- Kategori
- Felsefe
Üç Arkadaş
Hegel, Schelling, Hölderlin.
18. Yüz yıl. Fransız devrimi. Devrimin gerçekleştiği haberi geldiğinde okulun bahçesine ağaç dikecek kadar ateşliler. Fikirleri ateşten de sıcak.
Dünya kültür tarihinin yörüngesinde sapmalar olacak onlar tarihten gelip geçtiler diye. Genç yaşta kurdukları dostlukta yeşeren bağ, empati ve birbirlerini en içe içselleştirmeleriyle.
Ve zaman…
Her biri, sırtında kendi hacını taşıyacağı hayata yönelir.
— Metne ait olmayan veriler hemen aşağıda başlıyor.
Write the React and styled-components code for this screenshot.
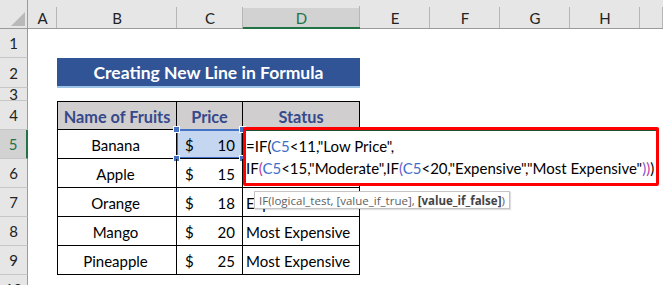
import React from "react";
import styled, { createGlobalStyle } from "styled-components";

const GlobalStyle = createGlobalStyle`
  html, body {
    margin: 0;
    padding: 0;
    background: #ffffff;
  }
  body {
    font-family: "Lato", "Open Sans", sans-serif;
  }
`;

const COLS = ["A", "B", "C", "D", "E", "F", "G", "H", ""];
const ROW_HEIGHTS = [29, 30, 13, 29, 29, 29, 29, 29, 29, 29];

// rows 5 and 6 of column D sit under the open cell editor
const fruits = [
  { name: "Banana", price: 10, status: "" },
  { name: "Apple", price: 15, status: "" },
  { name: "Orange", price: 18, status: "Expensive" },
  { name: "Mango", price: 20, status: "Most Expensive" },
  { name: "Pineapple", price: 25, status: "Most Expensive" },
];

const Sheet = styled.div`
  position: relative;
  width: 663px;
  height: 285px;
  overflow: hidden;
  display: grid;
  grid-template-columns: 28px 29px 120px 66px 117px 70px 70px 70px 70px 1fr;
  grid-template-rows: 29px ${ROW_HEIGHTS.map((h) => h + "px").join(" ")};
  background: #ffffff;
  color: #000000;
`;

const Corner = styled.div`
  grid-column: 1;
  grid-row: 1;
  background: #e6e6e6;
  border-right: 1px solid #9b9b9b;
  border-bottom: 1px solid #9b9b9b;
  box-sizing: border-box;
  display: flex;
  align-items: flex-end;
  justify-content: flex-end;
  padding: 0 2px 2px 0;
`;

const Triangle = styled.div`
  width: 0;
  height: 0;
  border-left: 14px solid transparent;
  border-bottom: 14px solid #b9b9b9;
`;

const ColHeader = styled.div`
  grid-row: 1;
  grid-column: ${(p) => p.$col};
  box-sizing: border-box;
  padding-top: 8px;
  background: linear-gradient(#b6b6b6, #b6b6b6) right bottom / 1px 21px
      no-repeat,
    ${(p) =>
      p.$active
        ? "linear-gradient(#e6e6e6, #e6e6e6) top / 100% 8px no-repeat, #d2d2d2"
        : "#e6e6e6"};
  border-bottom: ${(p) =>
    p.$active ? "2px solid #217346" : "1px solid #9b9b9b"};
  display: flex;
  align-items: center;
  justify-content: center;
  font-size: 15px;
  color: ${(p) => (p.$active ? "#217346" : "#222222")};
`;

const RowHeader = styled.div`
  grid-column: 1;
  grid-row: ${(p) => p.$row};
  box-sizing: border-box;
  background: ${(p) => (p.$active ? "#d2d2d2" : "#e6e6e6")};
  border-right: ${(p) =>
    p.$active ? "2px solid #217346" : "1px solid #9b9b9b"};
  border-bottom: 1px solid #c6c6c6;
  display: flex;
  align-items: center;
  justify-content: center;
  overflow: hidden;
  font-size: 15px;
  color: ${(p) => (p.$active ? "#217346" : "#222222")};
`;

const TitleBar = styled.div`
  grid-column: 3 / 6;
  grid-row: 3;
  box-sizing: border-box;
  background: #305496;
  border-bottom: 2px solid #9dc3e6;
  display: flex;
  align-items: center;
  justify-content: center;
  padding-top: 1px;
  color: #ffffff;
  font-weight: 700;
  font-size: 17.5px;
`;

const Cell = styled.div`
  grid-column: ${(p) => p.$col};
  grid-row: ${(p) => p.$row};
  position: relative;
  box-sizing: border-box;
  border-right: 1px solid #000000;
  border-bottom: 1px solid #000000;
  border-left: ${(p) => (p.$first ? "1px solid #000000" : "none")};
  border-top: ${(p) => (p.$top ? "1px solid #000000" : "none")};
  display: flex;
  align-items: center;
  padding: 2px 6px 0 3px;
  font-size: 15px;
  white-space: nowrap;
  justify-content: ${(p) => p.$align || "flex-start"};
`;

const HeadCell = styled(Cell)`
  background: #d0cece;
  color: #35498c;
  font-weight: 700;
  font-size: 16.3px;
  justify-content: center;
  padding: 2px 0 0 0;
`;

const PriceCell = styled(Cell)`
  justify-content: space-between;
  padding: 2px 7px 0 8px;
  background: ${(p) => (p.$ref ? "#c5d6f0" : "transparent")};
  box-shadow: ${(p) =>
    p.$ref ? "inset 0 0 0 1px #4472c4, 0 -1px 0 #4472c4" : "none"};
`;

const Handle = styled.span`
  position: absolute;
  width: 5px;
  height: 5px;
  background: #4472c4;
  border: 1px solid #ffffff;
  ${(p) => (p.$top ? "top: -4px;" : "bottom: -4px;")}
  ${(p) => (p.$left ? "left: -4px;" : "right: -4px;")}
`;

const Editor = styled.div`
  position: absolute;
  left: 243px;
  top: 127px;
  width: 416px;
  height: 59px;
  box-sizing: border-box;
  border: 3px solid #ff0000;
  border-radius: 2px;
  background: #ffffff;
  box-shadow: inset 0 1px 0 #1d4f31;
  padding: 5px 0 0 0;
  font-size: 15px;
  line-height: 22px;
  white-space: nowrap;
  color: #000000;
`;

const Ref = styled.span`
  color: #3d6fc9;
`;

const Paren = styled.span`
  color: ${(p) => p.$color};
`;

const Tooltip = styled.div`
  position: absolute;
  left: 254px;
  top: 191px;
  height: 18px;
  box-sizing: border-box;
  padding: 0 4px;
  background: #ffffff;
  border: 1px solid #c4c4c4;
  box-shadow: 1px 1px 1px rgba(0, 0, 0, 0.12);
  display: flex;
  align-items: center;
  font-family: "Open Sans", sans-serif;
  font-size: 11.5px;
  color: #5e5e5e;
  white-space: nowrap;
`;

const Strong = styled.b`
  color: #444444;
  font-weight: 700;
`;

export default function App() {
  const magenta = "#c3389c";
  const purple = "#7a5ad0";
  return (
    <>
      <GlobalStyle />
      <Sheet>
        <Corner>
          <Triangle />
        </Corner>
        {COLS.map((c, i) => (
          <ColHeader key={i} $col={i + 2} $active={c === "D"}>
            {c}
          </ColHeader>
        ))}
        {ROW_HEIGHTS.map((_, i) => (
          <RowHeader key={i} $row={i + 2} $active={i + 1 === 5}>
            {i + 1}
          </RowHeader>
        ))}

        <TitleBar>Creating New Line in Formula</TitleBar>

        <HeadCell $col={3} $row={5} $first $top>
          Name of Fruits
        </HeadCell>
        <HeadCell $col={4} $row={5} $top>
          Price
        </HeadCell>
        <HeadCell $col={5} $row={5} $top>
          Status
        </HeadCell>

        {fruits.map((f, i) => (
          <React.Fragment key={f.name}>
            <Cell $col={3} $row={i + 6} $first $align="center">
              {f.name}
            </Cell>
            <PriceCell $col={4} $row={i + 6} $ref={i === 0}>
              <span>$</span>
              <span>{f.price}</span>
              {i === 0 && (
                <>
                  <Handle $top $left />
                  <Handle $top />
                  <Handle $left />
                  <Handle />
                </>
              )}
            </PriceCell>
            <Cell $col={5} $row={i + 6}>
              {f.status}
            </Cell>
          </React.Fragment>
        ))}

        <Editor>
          <div>
            =IF(<Ref>C5</Ref>&lt;11,"Low Price",
          </div>
          <div>
            IF<Paren $color={magenta}>(</Paren>
            <Ref>C5</Ref>&lt;15,"Moderate",IF<Paren $color={purple}>(</Paren>
            <Ref>C5</Ref>&lt;20,"Expensive","Most Expensive"
            <Paren $color={purple}>)</Paren>
            <Paren $color={magenta}>)</Paren>)
          </div>
        </Editor>

        <Tooltip>
          IF(logical_test, [value_if_true],&nbsp;
          <Strong>[value_if_false]</Strong>)
        </Tooltip>
      </Sheet>
    </>
  );
}
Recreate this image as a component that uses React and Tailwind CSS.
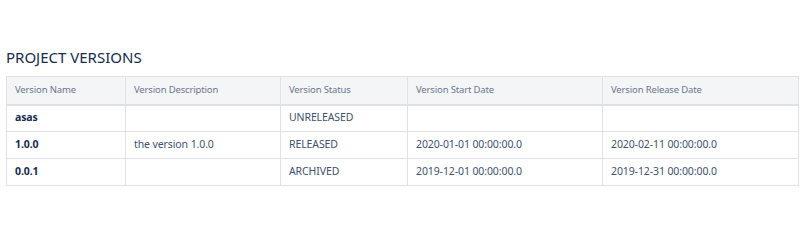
export default function App() {
  const rows = [
    { name: "asas", desc: "", status: "UNRELEASED", start: "", release: "" },
    { name: "1.0.0", desc: "the version 1.0.0", status: "RELEASED", start: "2020-01-01 00:00:00.0", release: "2020-02-11 00:00:00.0" },
    { name: "0.0.1", desc: "", status: "ARCHIVED", start: "2019-12-01 00:00:00.0", release: "2019-12-31 00:00:00.0" },
  ];

  return (
    <div className="w-[806px] h-[246px] bg-white pt-[47px] px-[6px]" style={{ fontFamily: '"Noto Sans", "Open Sans", sans-serif' }}>
      <h2 className="text-[15px] leading-[20px] text-[#172b4d] mb-[9px]">PROJECT VERSIONS</h2>
      <table className="w-[792px] border-collapse table-fixed text-[#172b4d]">
        <colgroup>
          <col className="w-[119px]" />
          <col className="w-[155px]" />
          <col className="w-[127px]" />
          <col className="w-[195px]" />
          <col className="w-[196px]" />
        </colgroup>
        <thead>
          <tr className="bg-[#f4f5f7] h-[28px] border-b-2 border-[#dfe1e6]">
            {["Version Name", "Version Description", "Version Status", "Version Start Date", "Version Release Date"].map((h) => (
              <th key={h} className="border border-[#dfe1e6] text-left font-normal text-[9.5px] tracking-[-0.15px] text-[#6b778c] px-[8px] py-0">
                {h}
              </th>
            ))}
          </tr>
        </thead>
        <tbody>
          {rows.map((r) => (
            <tr key={r.name} className="h-[27px] text-[10.5px] tracking-[-0.1px]">
              <td className="border border-[#dfe1e6] px-[8px] py-0 font-bold">{r.name}</td>
              <td className="border border-[#dfe1e6] px-[8px] py-0 text-[#42526e]">{r.desc}</td>
              <td className="border border-[#dfe1e6] px-[8px] py-0 text-[#42526e]">{r.status}</td>
              <td className="border border-[#dfe1e6] px-[8px] py-0 text-[#42526e]">{r.start}</td>
              <td className="border border-[#dfe1e6] px-[8px] py-0 text-[#42526e]">{r.release}</td>
            </tr>
          ))}
        </tbody>
      </table>
    </div>
  );
}
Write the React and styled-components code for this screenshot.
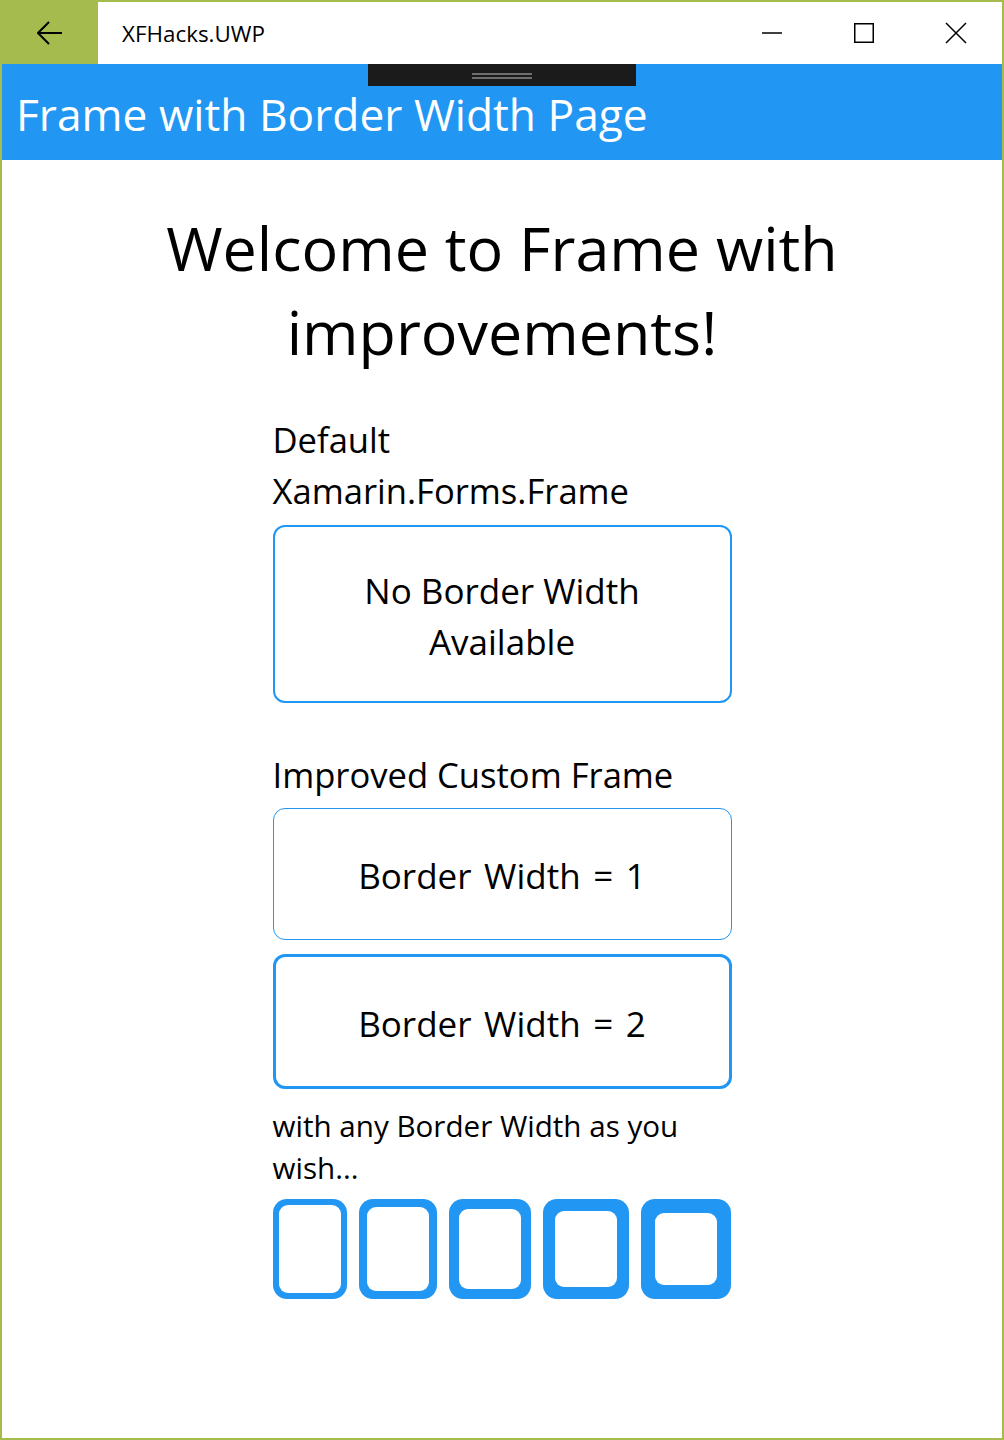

Hegel, insanın varlık karşısında duyduğu hayreti, hayranlığı, heyecanı; var ettiği eserlerde sürdüren büyük bir filozof olur.
Schelling, aşkı, sanatı, özgürlüğü, gönlü eserlerine taşır ve doğayla insan arasında kurduğu bağı, “Doğa zihnin uykusudur,” “Görünür doğa görünmez zekâdır; görünür zekâ görünmez doğadır,” diye şairane bir dil ve üslupla bizlere aktarır.
Hölderlin’e gelince: O, şair olur.
Kendinden önceki filozofları,
varolanların varlık nedeni olan asıl varlığı aramak, anlamak, sorgulamak yerine varolanların peşinden koştular diye eleştiren, tarihin son büyük filozofu, Varlık ve Zaman adlı eserin sahibi Heidegger; “O, varlığın şairidir, onun şiirlerinde dile gelen varlıktır,” demek suretiyle bize Hölderlin’i anlatmaya çalışır.
Özün özü şudur ki: felsefe tarihinde buna eş bir gençlik, arkadaşlık ve dostluk bir daha yaşanmamıştır.